- _The task_: Copy out the data exactly, leaving the pictures behind.

- _Data lines_:
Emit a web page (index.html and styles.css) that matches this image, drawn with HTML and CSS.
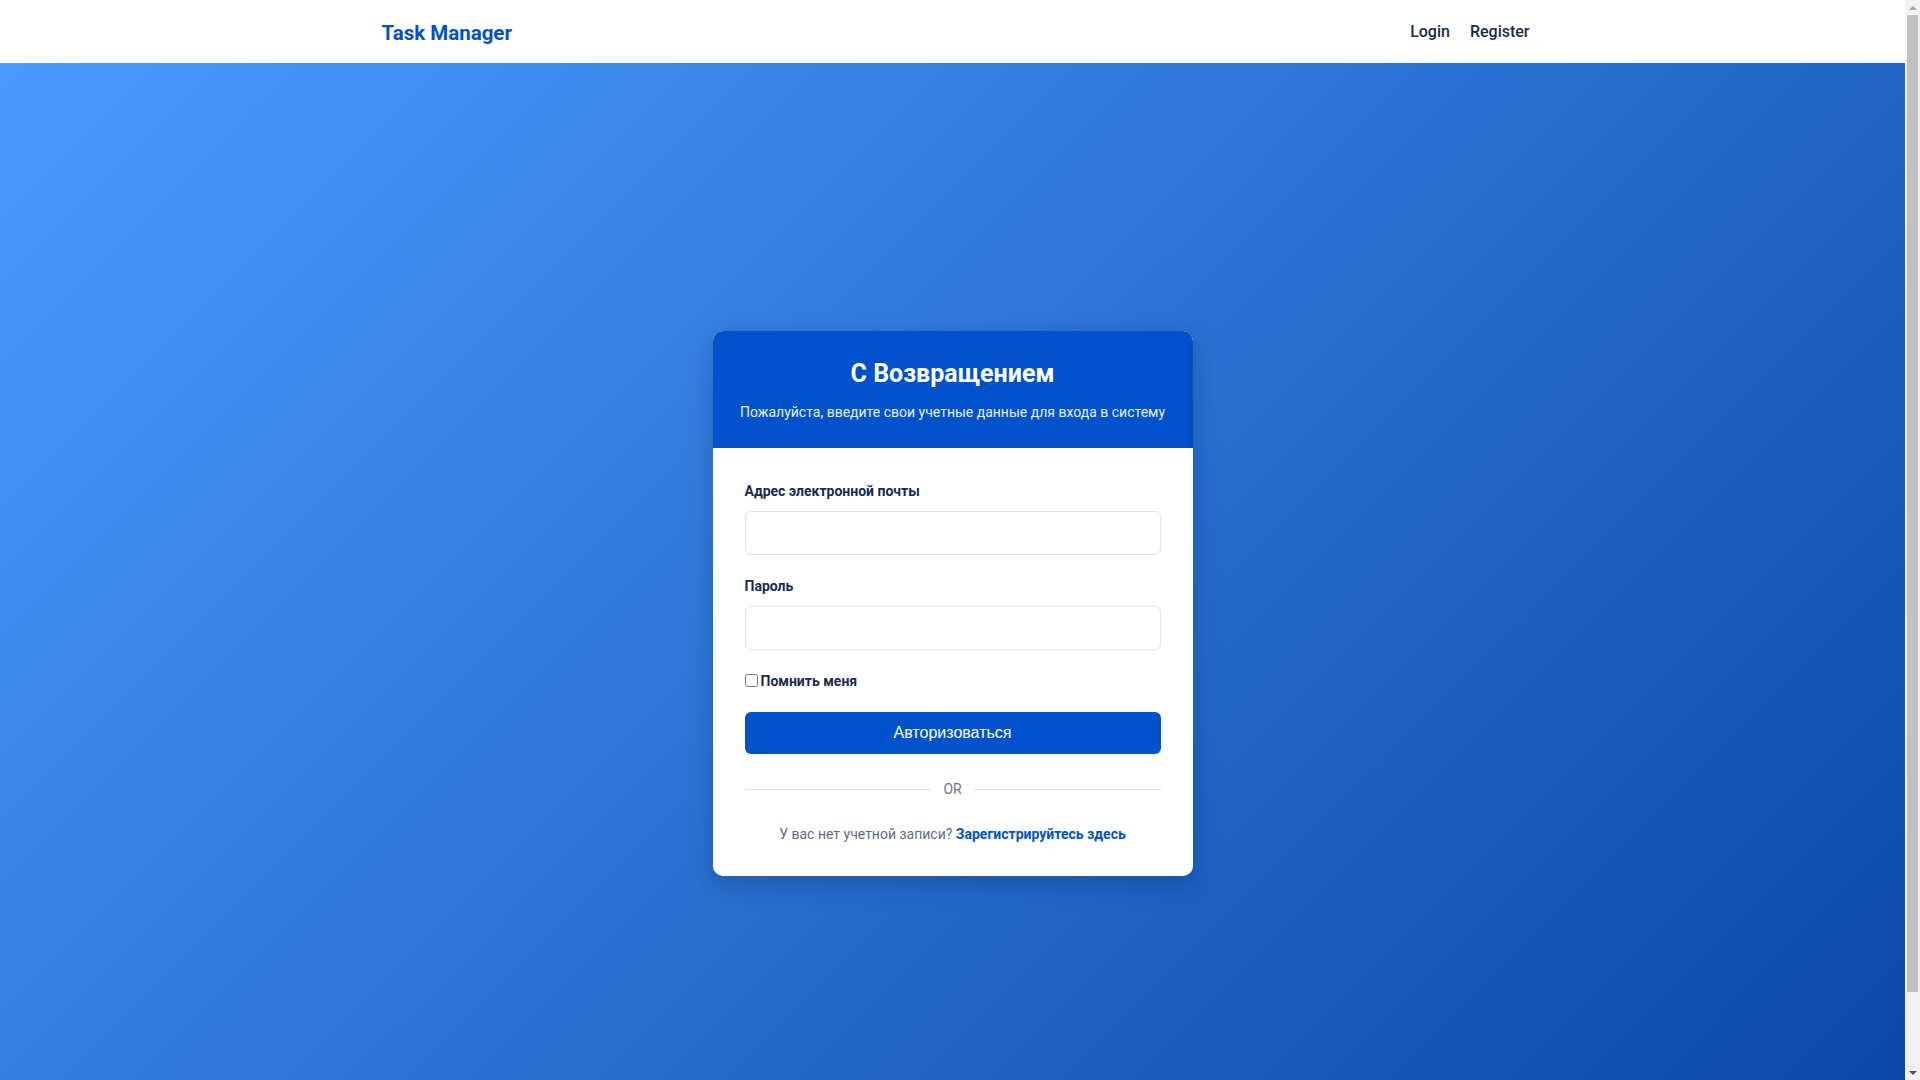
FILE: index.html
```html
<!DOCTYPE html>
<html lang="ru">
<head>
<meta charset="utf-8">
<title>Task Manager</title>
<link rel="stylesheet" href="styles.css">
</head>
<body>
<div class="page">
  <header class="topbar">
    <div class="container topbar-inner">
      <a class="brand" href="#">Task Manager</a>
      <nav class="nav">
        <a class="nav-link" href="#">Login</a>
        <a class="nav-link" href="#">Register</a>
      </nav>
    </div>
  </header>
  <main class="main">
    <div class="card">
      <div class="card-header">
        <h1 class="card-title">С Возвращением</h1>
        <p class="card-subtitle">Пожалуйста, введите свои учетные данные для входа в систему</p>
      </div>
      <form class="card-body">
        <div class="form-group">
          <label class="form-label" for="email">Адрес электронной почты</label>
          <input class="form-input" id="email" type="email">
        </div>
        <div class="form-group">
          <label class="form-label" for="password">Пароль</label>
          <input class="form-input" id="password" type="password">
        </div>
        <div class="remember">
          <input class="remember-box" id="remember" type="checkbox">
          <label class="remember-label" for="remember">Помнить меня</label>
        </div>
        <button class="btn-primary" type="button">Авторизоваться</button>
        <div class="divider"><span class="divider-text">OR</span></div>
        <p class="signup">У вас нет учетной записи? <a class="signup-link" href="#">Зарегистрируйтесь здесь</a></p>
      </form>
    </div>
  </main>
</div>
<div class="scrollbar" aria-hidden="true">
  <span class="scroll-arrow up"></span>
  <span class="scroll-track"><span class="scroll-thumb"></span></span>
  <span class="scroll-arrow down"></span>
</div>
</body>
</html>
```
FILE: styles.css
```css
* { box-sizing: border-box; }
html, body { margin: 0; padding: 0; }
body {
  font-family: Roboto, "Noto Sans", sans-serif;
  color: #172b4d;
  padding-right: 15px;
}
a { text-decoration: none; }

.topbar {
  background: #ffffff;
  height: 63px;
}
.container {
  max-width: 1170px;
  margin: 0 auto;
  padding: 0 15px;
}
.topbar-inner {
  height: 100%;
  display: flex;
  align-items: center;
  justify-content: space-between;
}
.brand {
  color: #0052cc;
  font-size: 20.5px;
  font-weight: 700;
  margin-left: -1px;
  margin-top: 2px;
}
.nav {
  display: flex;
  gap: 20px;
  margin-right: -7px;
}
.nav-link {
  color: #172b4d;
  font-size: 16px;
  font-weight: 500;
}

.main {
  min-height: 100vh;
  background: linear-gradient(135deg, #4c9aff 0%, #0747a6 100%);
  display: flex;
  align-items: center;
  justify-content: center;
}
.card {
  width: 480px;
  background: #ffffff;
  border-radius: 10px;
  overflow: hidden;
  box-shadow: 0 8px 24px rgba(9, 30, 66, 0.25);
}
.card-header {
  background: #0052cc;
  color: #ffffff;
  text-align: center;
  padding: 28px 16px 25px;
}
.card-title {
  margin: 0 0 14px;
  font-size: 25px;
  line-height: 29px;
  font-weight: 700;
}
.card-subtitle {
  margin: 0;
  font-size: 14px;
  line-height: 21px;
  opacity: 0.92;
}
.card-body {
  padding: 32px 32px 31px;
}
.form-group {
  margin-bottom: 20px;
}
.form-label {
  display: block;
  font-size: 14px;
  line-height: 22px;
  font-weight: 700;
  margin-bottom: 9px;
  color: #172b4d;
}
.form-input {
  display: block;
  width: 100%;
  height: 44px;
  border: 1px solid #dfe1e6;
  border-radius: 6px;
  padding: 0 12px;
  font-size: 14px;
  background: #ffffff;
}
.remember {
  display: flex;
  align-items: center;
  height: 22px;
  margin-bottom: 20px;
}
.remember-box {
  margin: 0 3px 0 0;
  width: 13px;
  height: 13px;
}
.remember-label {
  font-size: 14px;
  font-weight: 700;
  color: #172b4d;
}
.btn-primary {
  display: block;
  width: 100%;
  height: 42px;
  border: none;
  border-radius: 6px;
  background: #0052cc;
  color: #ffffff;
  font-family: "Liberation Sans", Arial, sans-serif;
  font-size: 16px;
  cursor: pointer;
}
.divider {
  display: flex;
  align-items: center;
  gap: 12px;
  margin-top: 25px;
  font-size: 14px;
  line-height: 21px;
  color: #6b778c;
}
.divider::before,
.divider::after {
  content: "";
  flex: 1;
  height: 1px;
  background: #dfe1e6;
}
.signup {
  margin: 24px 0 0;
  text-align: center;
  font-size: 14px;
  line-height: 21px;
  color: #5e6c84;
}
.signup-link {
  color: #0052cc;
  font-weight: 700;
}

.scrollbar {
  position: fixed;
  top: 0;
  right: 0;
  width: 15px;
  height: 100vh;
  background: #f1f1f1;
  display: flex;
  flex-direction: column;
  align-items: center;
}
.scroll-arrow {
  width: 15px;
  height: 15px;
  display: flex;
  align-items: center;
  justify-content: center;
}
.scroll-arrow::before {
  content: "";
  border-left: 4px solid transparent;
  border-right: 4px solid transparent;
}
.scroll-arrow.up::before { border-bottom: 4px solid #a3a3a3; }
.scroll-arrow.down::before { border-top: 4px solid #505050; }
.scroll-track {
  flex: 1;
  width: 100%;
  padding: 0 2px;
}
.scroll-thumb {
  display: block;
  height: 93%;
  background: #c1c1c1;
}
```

- _Finished exercise_:
Emit a web page (index.html and styles.css) that matches this image, drawn with HTML and CSS.
FILE: index.html
```html
<!DOCTYPE html>
<html lang="ru">
<head>
<meta charset="utf-8">
<title>Task Manager</title>
<link rel="stylesheet" href="styles.css">
</head>
<body>
<div class="page">
  <header class="topbar">
    <div class="container topbar-inner">
      <a class="brand" href="#">Task Manager</a>
      <nav class="nav">
        <a class="nav-link" href="#">Login</a>
        <a class="nav-link" href="#">Register</a>
      </nav>
    </div>
  </header>
  <main class="main">
    <div class="card">
      <div class="card-header">
        <h1 class="card-title">С Возвращением</h1>
        <p class="card-subtitle">Пожалуйста, введите свои учетные данные для входа в систему</p>
      </div>
      <form class="card-body">
        <div class="form-group">
          <label class="form-label" for="email">Адрес электронной почты</label>
          <input class="form-input" id="email" type="email">
        </div>
        <div class="form-group">
          <label class="form-label" for="password">Пароль</label>
          <input class="form-input" id="password" type="password">
        </div>
        <div class="remember">
          <input class="remember-box" id="remember" type="checkbox">
          <label class="remember-label" for="remember">Помнить меня</label>
        </div>
        <button class="btn-primary" type="button">Авторизоваться</button>
        <div class="divider"><span class="divider-text">OR</span></div>
        <p class="signup">У вас нет учетной записи? <a class="signup-link" href="#">Зарегистрируйтесь здесь</a></p>
      </form>
    </div>
  </main>
</div>
<div class="scrollbar" aria-hidden="true">
  <span class="scroll-arrow up"></span>
  <span class="scroll-track"><span class="scroll-thumb"></span></span>
  <span class="scroll-arrow down"></span>
</div>
</body>
</html>
```
FILE: styles.css
```css
* { box-sizing: border-box; }
html, body { margin: 0; padding: 0; }
body {
  font-family: Roboto, "Noto Sans", sans-serif;
  color: #172b4d;
  padding-right: 15px;
}
a { text-decoration: none; }

.topbar {
  background: #ffffff;
  height: 63px;
}
.container {
  max-width: 1170px;
  margin: 0 auto;
  padding: 0 15px;
}
.topbar-inner {
  height: 100%;
  display: flex;
  align-items: center;
  justify-content: space-between;
}
.brand {
  color: #0052cc;
  font-size: 20.5px;
  font-weight: 700;
  margin-left: -1px;
  margin-top: 2px;
}
.nav {
  display: flex;
  gap: 20px;
  margin-right: -7px;
}
.nav-link {
  color: #172b4d;
  font-size: 16px;
  font-weight: 500;
}

.main {
  min-height: 100vh;
  background: linear-gradient(135deg, #4c9aff 0%, #0747a6 100%);
  display: flex;
  align-items: center;
  justify-content: center;
}
.card {
  width: 480px;
  background: #ffffff;
  border-radius: 10px;
  overflow: hidden;
  box-shadow: 0 8px 24px rgba(9, 30, 66, 0.25);
}
.card-header {
  background: #0052cc;
  color: #ffffff;
  text-align: center;
  padding: 28px 16px 25px;
}
.card-title {
  margin: 0 0 14px;
  font-size: 25px;
  line-height: 29px;
  font-weight: 700;
}
.card-subtitle {
  margin: 0;
  font-size: 14px;
  line-height: 21px;
  opacity: 0.92;
}
.card-body {
  padding: 32px 32px 31px;
}
.form-group {
  margin-bottom: 20px;
}
.form-label {
  display: block;
  font-size: 14px;
  line-height: 22px;
  font-weight: 700;
  margin-bottom: 9px;
  color: #172b4d;
}
.form-input {
  display: block;
  width: 100%;
  height: 44px;
  border: 1px solid #dfe1e6;
  border-radius: 6px;
  padding: 0 12px;
  font-size: 14px;
  background: #ffffff;
}
.remember {
  display: flex;
  align-items: center;
  height: 22px;
  margin-bottom: 20px;
}
.remember-box {
  margin: 0 3px 0 0;
  width: 13px;
  height: 13px;
}
.remember-label {
  font-size: 14px;
  font-weight: 700;
  color: #172b4d;
}
.btn-primary {
  display: block;
  width: 100%;
  height: 42px;
  border: none;
  border-radius: 6px;
  background: #0052cc;
  color: #ffffff;
  font-family: "Liberation Sans", Arial, sans-serif;
  font-size: 16px;
  cursor: pointer;
}
.divider {
  display: flex;
  align-items: center;
  gap: 12px;
  margin-top: 25px;
  font-size: 14px;
  line-height: 21px;
  color: #6b778c;
}
.divider::before,
.divider::after {
  content: "";
  flex: 1;
  height: 1px;
  background: #dfe1e6;
}
.signup {
  margin: 24px 0 0;
  text-align: center;
  font-size: 14px;
  line-height: 21px;
  color: #5e6c84;
}
.signup-link {
  color: #0052cc;
  font-weight: 700;
}

.scrollbar {
  position: fixed;
  top: 0;
  right: 0;
  width: 15px;
  height: 100vh;
  background: #f1f1f1;
  display: flex;
  flex-direction: column;
  align-items: center;
}
.scroll-arrow {
  width: 15px;
  height: 15px;
  display: flex;
  align-items: center;
  justify-content: center;
}
.scroll-arrow::before {
  content: "";
  border-left: 4px solid transparent;
  border-right: 4px solid transparent;
}
.scroll-arrow.up::before { border-bottom: 4px solid #a3a3a3; }
.scroll-arrow.down::before { border-top: 4px solid #505050; }
.scroll-track {
  flex: 1;
  width: 100%;
  padding: 0 2px;
}
.scroll-thumb {
  display: block;
  height: 93%;
  background: #c1c1c1;
}
```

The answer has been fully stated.